#### Source excerpt:
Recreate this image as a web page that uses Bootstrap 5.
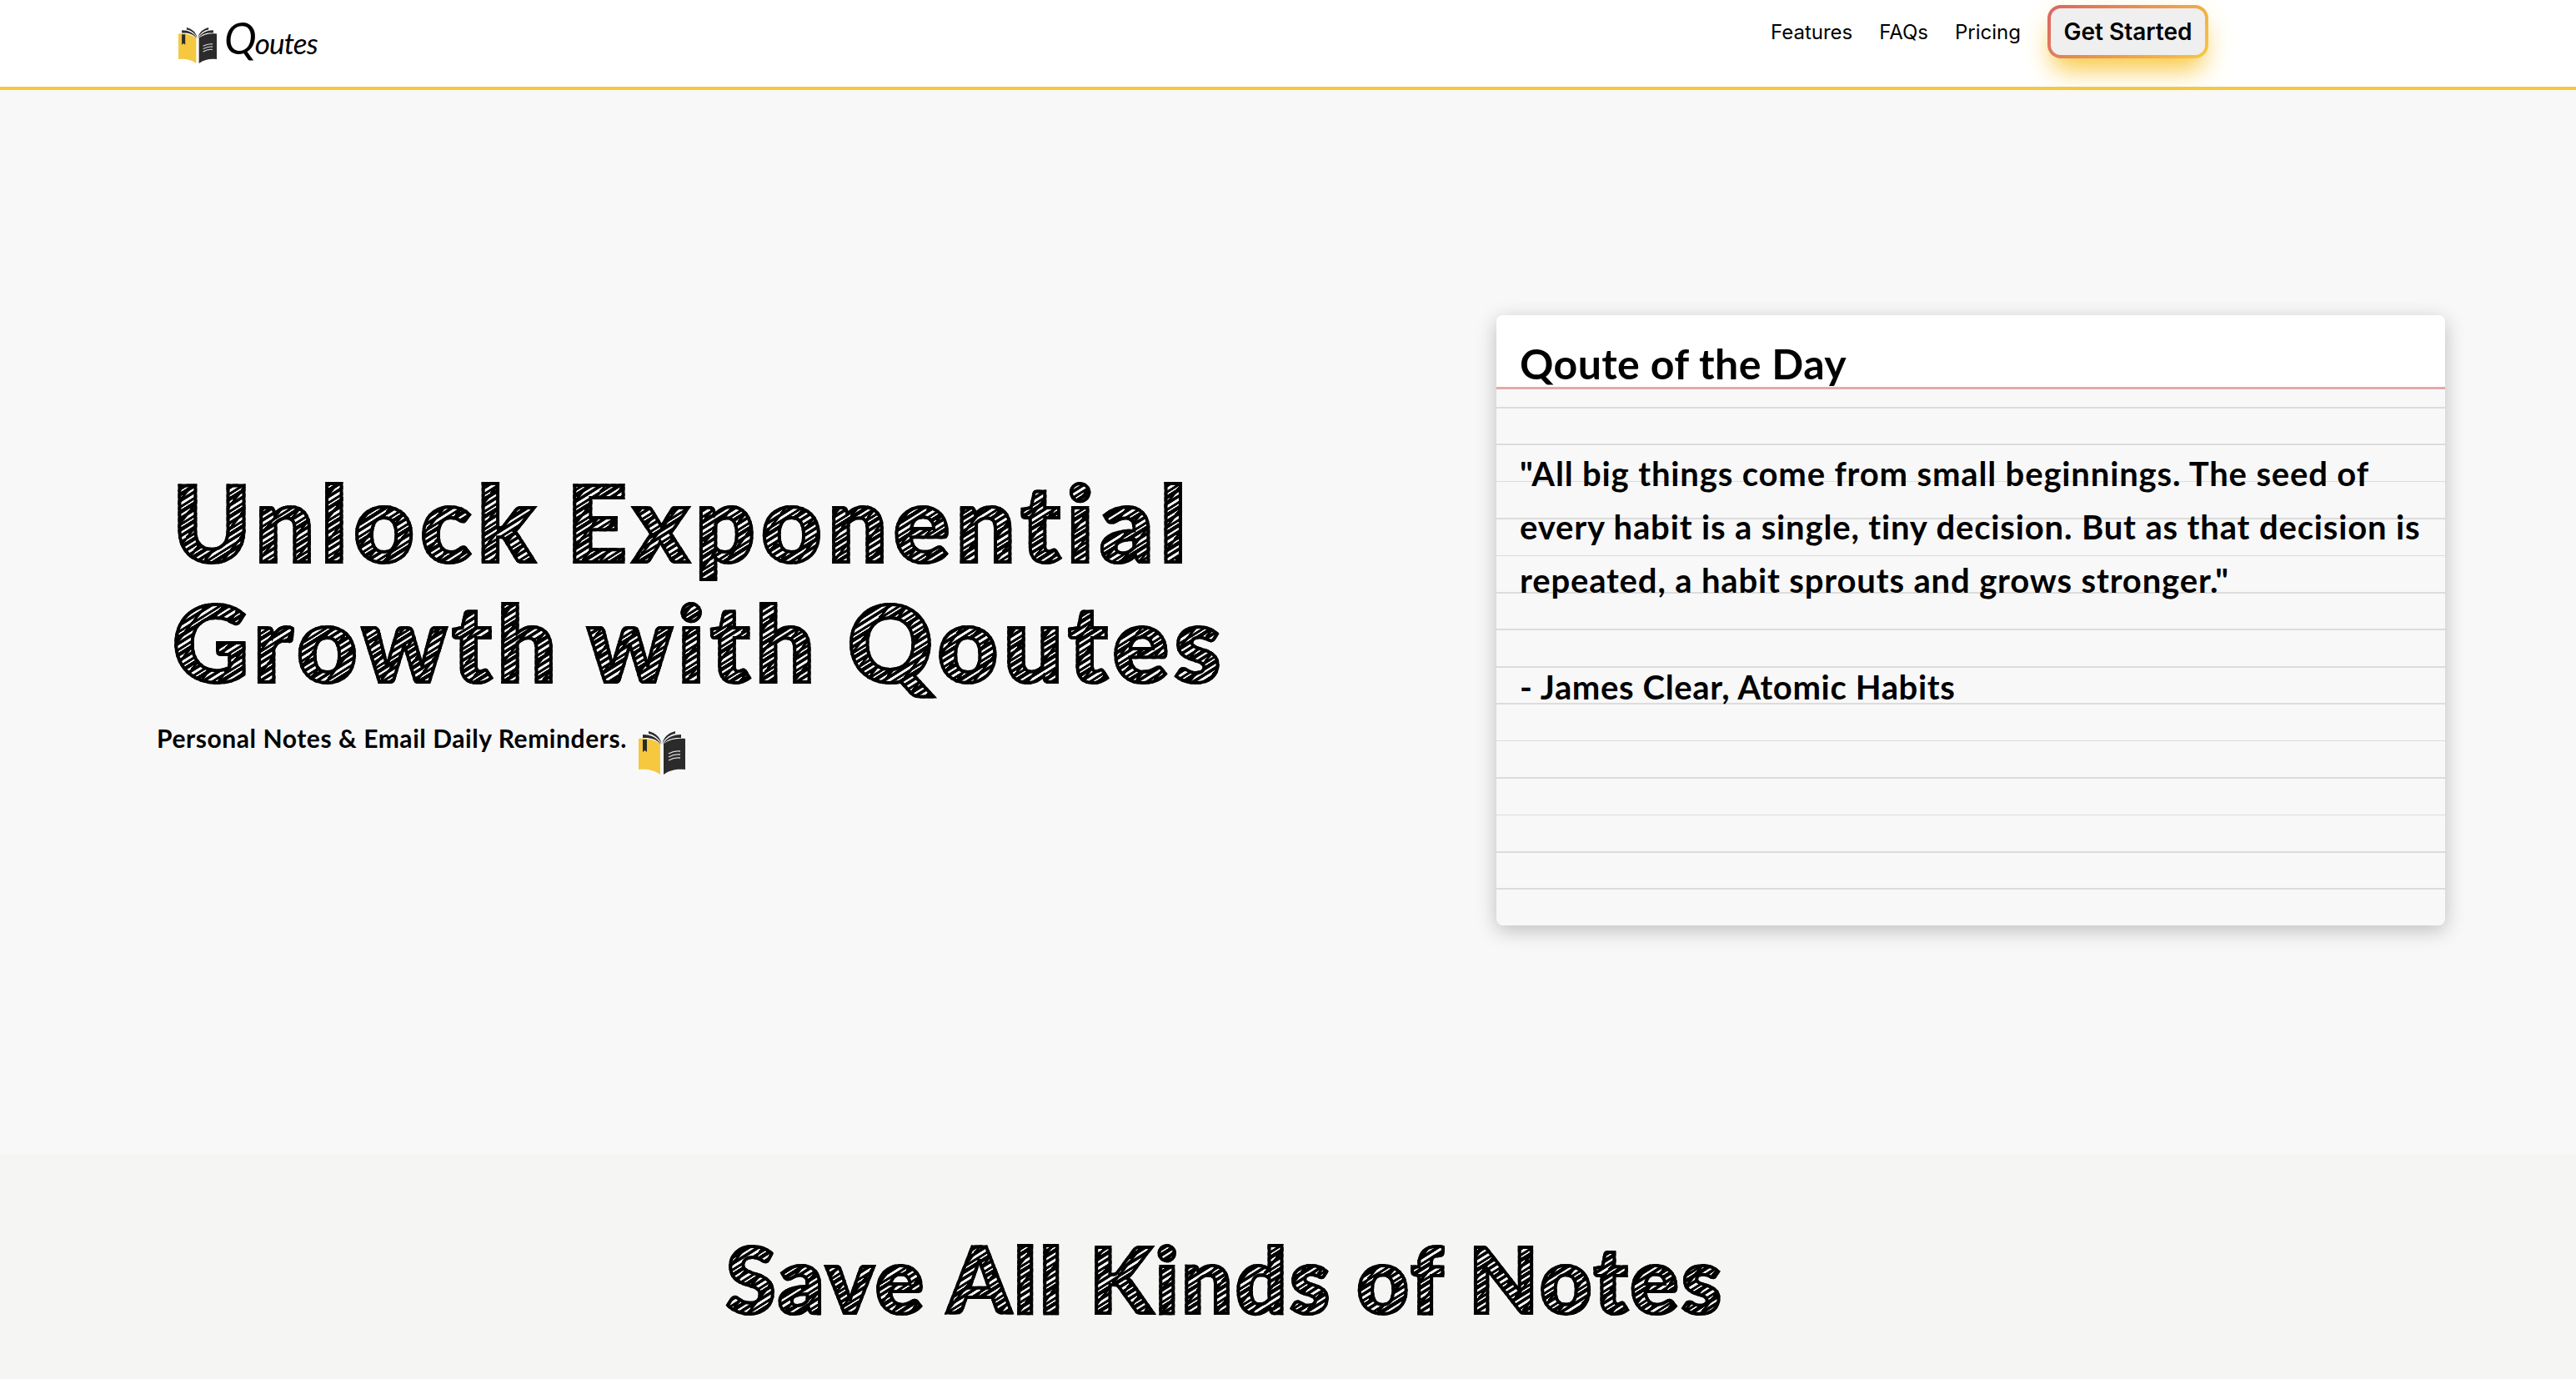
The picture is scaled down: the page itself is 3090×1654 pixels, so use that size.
<!DOCTYPE html>
<html lang="en">
<head>
    <meta charset="UTF-8">
    <meta name="viewport" content="width=device-width, initial-scale=1.0">
    <title>Qoutes</title>
    <!-- Bootstrap CSS -->
    <link rel="stylesheet" href="https://cdn.jsdelivr.net/npm/bootstrap@5.3.2/dist/css/bootstrap.min.css">
    <style>
        body {
            font-family: Lato, "Liberation Sans", sans-serif;
            background: #f8f8f8;
            color: #000;
            overflow: hidden;
        }
        .top-bar {
            height: 108px;
            background: #fff;
            border-bottom: 4px solid #f5c842;
            padding: 0 441px 0 214px;
        }
        .brand-link {
            margin-top: 18px;
            color: #000;
            font-style: italic;
            font-size: 35px;
            line-height: 54px;
            letter-spacing: -0.9px;
        }
        .brand-link .book { margin: 15px 9px 0 0; }
        .brand-link .big-q { font-size: 52px; line-height: 54px; letter-spacing: -2px; }
        .top-links {
            gap: 32px;
            font-family: Inter, "Liberation Sans", sans-serif;
        }
        .top-links .nav-link {
            margin-top: 21px;
            padding: 0;
            color: #000;
            font-size: 24px;
            line-height: 36px;
            letter-spacing: 0;
        }
        .btn-start, .btn-start:hover {
            width: 193px;
            height: 64px;
            margin-top: 6px;
            padding: 0;
            border: 4px solid transparent;
            border-radius: 16px;
            background: linear-gradient(#efefef, #efefef) padding-box,
                        linear-gradient(135deg, #da6464, #e89654 50%, #f7c843) border-box;
            box-shadow: 0 20px 30px -8px #f8c83f, 0 8px 36px rgba(248, 200, 63, 0.16);
            color: #000;
            font-size: 28px;
            font-weight: 600;
            line-height: 57px;
            letter-spacing: 0;
        }

        .hero { height: 1276px; }
        .hero-copy { padding: 446px 0 0 188px; }
        /* pencil shading inside an outlined letter */
        .sketch {
            font-weight: 900;
            color: transparent;
            background:
                repeating-linear-gradient(128deg, #000 0 2.5px, transparent 3.5px 17px),
                repeating-linear-gradient(148deg, #000 0 4px, #f8f8f8 4.6px 6.2px, #000 7px 10px, #f8f8f8 10.6px 13px, #000 13.6px 16px, #f8f8f8 16.5px 17.6px, #000 18px);
            -webkit-background-clip: text;
            background-clip: text;
            -webkit-text-stroke: 4px #000;
        }
        .hero-title {
            margin: 0 0 25px 19px;
            font-size: 126px;
            line-height: 144px;
            letter-spacing: 7.3px;
            word-spacing: -6px;
            width: 1290px;
        }
        .hero-title .line-two { letter-spacing: 6.3px; word-spacing: -3px; }
        .hero-sub {
            margin: 0;
            font-size: 30px;
            font-weight: 700;
            line-height: 37px;
            letter-spacing: 0.57px;
        }
        .hero-copy .book { margin: 10px 0 0 14px; }

        .note-card {
            width: 1138px;
            height: 732px;
            margin: 270px 157px 0 0;
            border: 0;
            border-radius: 8px;
            background: #f8f8f8;
            box-shadow: 0 6px 24px rgba(0, 0, 0, 0.24);
            overflow: hidden;
        }
        .note-head {
            height: 89px;
            padding: 28px 0 0 28px;
            background: #fff;
            border-bottom: 3px solid #e8a8a8;
            font-size: 50px;
            font-weight: 700;
            line-height: 60px;
            letter-spacing: 0.4px;
        }
        .note-lines { position: absolute; left: 0; top: 0; }
        .note-text {
            position: relative;
            padding: 69px 0 0 28px;
            font-size: 40px;
            font-weight: 700;
            line-height: 64px;
            letter-spacing: 0.85px;
            white-space: nowrap;
        }
        .note-text p { margin: 0 0 64px; }
        .note-text .author { letter-spacing: 0.65px; }

        .kinds {
            height: 270px;
            padding: 84px 0 0 871px;
            background: #f5f5f3;
        }
        .kinds-title {
            margin: 0;
            width: 1230px;
            font-size: 108px;
            line-height: 130px;
            letter-spacing: 3.5px;
        }
    </style>
</head>
<body>
    <!-- Book drawing shared by the logo and the hero -->
    <svg class="d-none">
        <symbol id="book" viewBox="0 0 56 52" preserveAspectRatio="none">
            <path d="M0 9C9 8 19 10 26 15V52C18 46 9 45 0 46Z" fill="#f6c83f"/>
            <path d="M56 9C46 8 37 10 30 15V52C38 46 47 45 56 46Z" fill="#2b2b2b"/>
            <path d="M5 10H10V25L7.500 23L5 25Z" fill="#2b2b2b"/>
            <path d="M5 4C15 4 23 8 27 16C21 9 14 7.500 5 8Z" fill="#2b2b2b"/>
            <path d="M12 0C20 2 26 7 27.500 15C24 8 18 4 12 3Z" fill="#2b2b2b"/>
            <path d="M51 4C41 4 33 8 29 16C35 9 42 7.500 51 8Z" fill="#2b2b2b"/>
            <path d="M44 0C36 2 30 7 28.500 15C32 8 38 4 44 3Z" fill="#2b2b2b"/>
            <path d="M36 27Q43 23 50 24M36 31Q43 27 50 28M36 35Q43 31 50 32" fill="none" stroke="#ddd" stroke-width="1.300"/>
        </symbol>
    </svg>

    <nav class="top-bar d-flex align-items-start">
        <a class="brand-link d-flex align-items-start text-decoration-none" href="#">
            <svg class="book" width="46" height="43"><use href="#book"/></svg>
            <span><span class="big-q">Q</span>outes</span>
        </a>
        <div class="top-links d-flex align-items-start ms-auto">
            <a class="nav-link" href="#">Features</a>
            <a class="nav-link" href="#">FAQs</a>
            <a class="nav-link" href="#">Pricing</a>
            <button type="button" class="btn btn-start">Get Started</button>
        </div>
    </nav>

    <section class="hero d-flex justify-content-between align-items-start">
        <div class="hero-copy">
            <h1 class="hero-title sketch">Unlock Exponential<br><span class="line-two">Growth with Qoutes</span></h1>
            <div class="d-flex align-items-start">
                <p class="hero-sub">Personal Notes &amp; Email Daily Reminders.</p>
                <svg class="book" width="56" height="52"><use href="#book"/></svg>
            </div>
        </div>
        <div class="card note-card">
            <svg class="note-lines" width="1138" height="732" shape-rendering="crispEdges">
                <g stroke="#dcdcdc" stroke-width="2">
                    <path d="M0 111H1138M0 155H1138M0 244H1138M0 333H1138M0 377H1138M0 422H1138M0 466H1138M0 555H1138M0 644H1138M0 688H1138"/>
                    <path d="M0 199.500H1138M0 288.500H1138M0 510.500H1138M0 599.500H1138" stroke-width="1"/>
                </g>
            </svg>
            <div class="note-head">Qoute of the Day</div>
            <div class="note-text">
                <p>"All big things come from small beginnings. The seed of<br>every habit is a single, tiny decision. But as that decision is<br>repeated, a habit sprouts and grows stronger."</p>
                <p class="author">- James Clear, Atomic Habits</p>
            </div>
        </div>
    </section>

    <section class="kinds">
        <h2 class="kinds-title sketch">Save All Kinds of Notes</h2>
    </section>

    <!-- Bootstrap JS -->
    <script src="https://cdn.jsdelivr.net/npm/bootstrap@5.3.2/dist/js/bootstrap.bundle.min.js"></script>
</body>
</html>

#### Instructions to follow:
Quote the data exactly, leaving every image out of the copy.

#### Response for this exercise:
Recreate this image as a web page that uses Bootstrap 5.
The picture is scaled down: the page itself is 3090×1654 pixels, so use that size.
<!DOCTYPE html>
<html lang="en">
<head>
    <meta charset="UTF-8">
    <meta name="viewport" content="width=device-width, initial-scale=1.0">
    <title>Qoutes</title>
    <!-- Bootstrap CSS -->
    <link rel="stylesheet" href="https://cdn.jsdelivr.net/npm/bootstrap@5.3.2/dist/css/bootstrap.min.css">
    <style>
        body {
            font-family: Lato, "Liberation Sans", sans-serif;
            background: #f8f8f8;
            color: #000;
            overflow: hidden;
        }
        .top-bar {
            height: 108px;
            background: #fff;
            border-bottom: 4px solid #f5c842;
            padding: 0 441px 0 214px;
        }
        .brand-link {
            margin-top: 18px;
            color: #000;
            font-style: italic;
            font-size: 35px;
            line-height: 54px;
            letter-spacing: -0.9px;
        }
        .brand-link .book { margin: 15px 9px 0 0; }
        .brand-link .big-q { font-size: 52px; line-height: 54px; letter-spacing: -2px; }
        .top-links {
            gap: 32px;
            font-family: Inter, "Liberation Sans", sans-serif;
        }
        .top-links .nav-link {
            margin-top: 21px;
            padding: 0;
            color: #000;
            font-size: 24px;
            line-height: 36px;
            letter-spacing: 0;
        }
        .btn-start, .btn-start:hover {
            width: 193px;
            height: 64px;
            margin-top: 6px;
            padding: 0;
            border: 4px solid transparent;
            border-radius: 16px;
            background: linear-gradient(#efefef, #efefef) padding-box,
                        linear-gradient(135deg, #da6464, #e89654 50%, #f7c843) border-box;
            box-shadow: 0 20px 30px -8px #f8c83f, 0 8px 36px rgba(248, 200, 63, 0.16);
            color: #000;
            font-size: 28px;
            font-weight: 600;
            line-height: 57px;
            letter-spacing: 0;
        }

        .hero { height: 1276px; }
        .hero-copy { padding: 446px 0 0 188px; }
        /* pencil shading inside an outlined letter */
        .sketch {
            font-weight: 900;
            color: transparent;
            background:
                repeating-linear-gradient(128deg, #000 0 2.5px, transparent 3.5px 17px),
                repeating-linear-gradient(148deg, #000 0 4px, #f8f8f8 4.6px 6.2px, #000 7px 10px, #f8f8f8 10.6px 13px, #000 13.6px 16px, #f8f8f8 16.5px 17.6px, #000 18px);
            -webkit-background-clip: text;
            background-clip: text;
            -webkit-text-stroke: 4px #000;
        }
        .hero-title {
            margin: 0 0 25px 19px;
            font-size: 126px;
            line-height: 144px;
            letter-spacing: 7.3px;
            word-spacing: -6px;
            width: 1290px;
        }
        .hero-title .line-two { letter-spacing: 6.3px; word-spacing: -3px; }
        .hero-sub {
            margin: 0;
            font-size: 30px;
            font-weight: 700;
            line-height: 37px;
            letter-spacing: 0.57px;
        }
        .hero-copy .book { margin: 10px 0 0 14px; }

        .note-card {
            width: 1138px;
            height: 732px;
            margin: 270px 157px 0 0;
            border: 0;
            border-radius: 8px;
            background: #f8f8f8;
            box-shadow: 0 6px 24px rgba(0, 0, 0, 0.24);
            overflow: hidden;
        }
        .note-head {
            height: 89px;
            padding: 28px 0 0 28px;
            background: #fff;
            border-bottom: 3px solid #e8a8a8;
            font-size: 50px;
            font-weight: 700;
            line-height: 60px;
            letter-spacing: 0.4px;
        }
        .note-lines { position: absolute; left: 0; top: 0; }
        .note-text {
            position: relative;
            padding: 69px 0 0 28px;
            font-size: 40px;
            font-weight: 700;
            line-height: 64px;
            letter-spacing: 0.85px;
            white-space: nowrap;
        }
        .note-text p { margin: 0 0 64px; }
        .note-text .author { letter-spacing: 0.65px; }

        .kinds {
            height: 270px;
            padding: 84px 0 0 871px;
            background: #f5f5f3;
        }
        .kinds-title {
            margin: 0;
            width: 1230px;
            font-size: 108px;
            line-height: 130px;
            letter-spacing: 3.5px;
        }
    </style>
</head>
<body>
    <!-- Book drawing shared by the logo and the hero -->
    <svg class="d-none">
        <symbol id="book" viewBox="0 0 56 52" preserveAspectRatio="none">
            <path d="M0 9C9 8 19 10 26 15V52C18 46 9 45 0 46Z" fill="#f6c83f"/>
            <path d="M56 9C46 8 37 10 30 15V52C38 46 47 45 56 46Z" fill="#2b2b2b"/>
            <path d="M5 10H10V25L7.500 23L5 25Z" fill="#2b2b2b"/>
            <path d="M5 4C15 4 23 8 27 16C21 9 14 7.500 5 8Z" fill="#2b2b2b"/>
            <path d="M12 0C20 2 26 7 27.500 15C24 8 18 4 12 3Z" fill="#2b2b2b"/>
            <path d="M51 4C41 4 33 8 29 16C35 9 42 7.500 51 8Z" fill="#2b2b2b"/>
            <path d="M44 0C36 2 30 7 28.500 15C32 8 38 4 44 3Z" fill="#2b2b2b"/>
            <path d="M36 27Q43 23 50 24M36 31Q43 27 50 28M36 35Q43 31 50 32" fill="none" stroke="#ddd" stroke-width="1.300"/>
        </symbol>
    </svg>

    <nav class="top-bar d-flex align-items-start">
        <a class="brand-link d-flex align-items-start text-decoration-none" href="#">
            <svg class="book" width="46" height="43"><use href="#book"/></svg>
            <span><span class="big-q">Q</span>outes</span>
        </a>
        <div class="top-links d-flex align-items-start ms-auto">
            <a class="nav-link" href="#">Features</a>
            <a class="nav-link" href="#">FAQs</a>
            <a class="nav-link" href="#">Pricing</a>
            <button type="button" class="btn btn-start">Get Started</button>
        </div>
    </nav>

    <section class="hero d-flex justify-content-between align-items-start">
        <div class="hero-copy">
            <h1 class="hero-title sketch">Unlock Exponential<br><span class="line-two">Growth with Qoutes</span></h1>
            <div class="d-flex align-items-start">
                <p class="hero-sub">Personal Notes &amp; Email Daily Reminders.</p>
                <svg class="book" width="56" height="52"><use href="#book"/></svg>
            </div>
        </div>
        <div class="card note-card">
            <svg class="note-lines" width="1138" height="732" shape-rendering="crispEdges">
                <g stroke="#dcdcdc" stroke-width="2">
                    <path d="M0 111H1138M0 155H1138M0 244H1138M0 333H1138M0 377H1138M0 422H1138M0 466H1138M0 555H1138M0 644H1138M0 688H1138"/>
                    <path d="M0 199.500H1138M0 288.500H1138M0 510.500H1138M0 599.500H1138" stroke-width="1"/>
                </g>
            </svg>
            <div class="note-head">Qoute of the Day</div>
            <div class="note-text">
                <p>"All big things come from small beginnings. The seed of<br>every habit is a single, tiny decision. But as that decision is<br>repeated, a habit sprouts and grows stronger."</p>
                <p class="author">- James Clear, Atomic Habits</p>
            </div>
        </div>
    </section>

    <section class="kinds">
        <h2 class="kinds-title sketch">Save All Kinds of Notes</h2>
    </section>

    <!-- Bootstrap JS -->
    <script src="https://cdn.jsdelivr.net/npm/bootstrap@5.3.2/dist/js/bootstrap.bundle.min.js"></script>
</body>
</html>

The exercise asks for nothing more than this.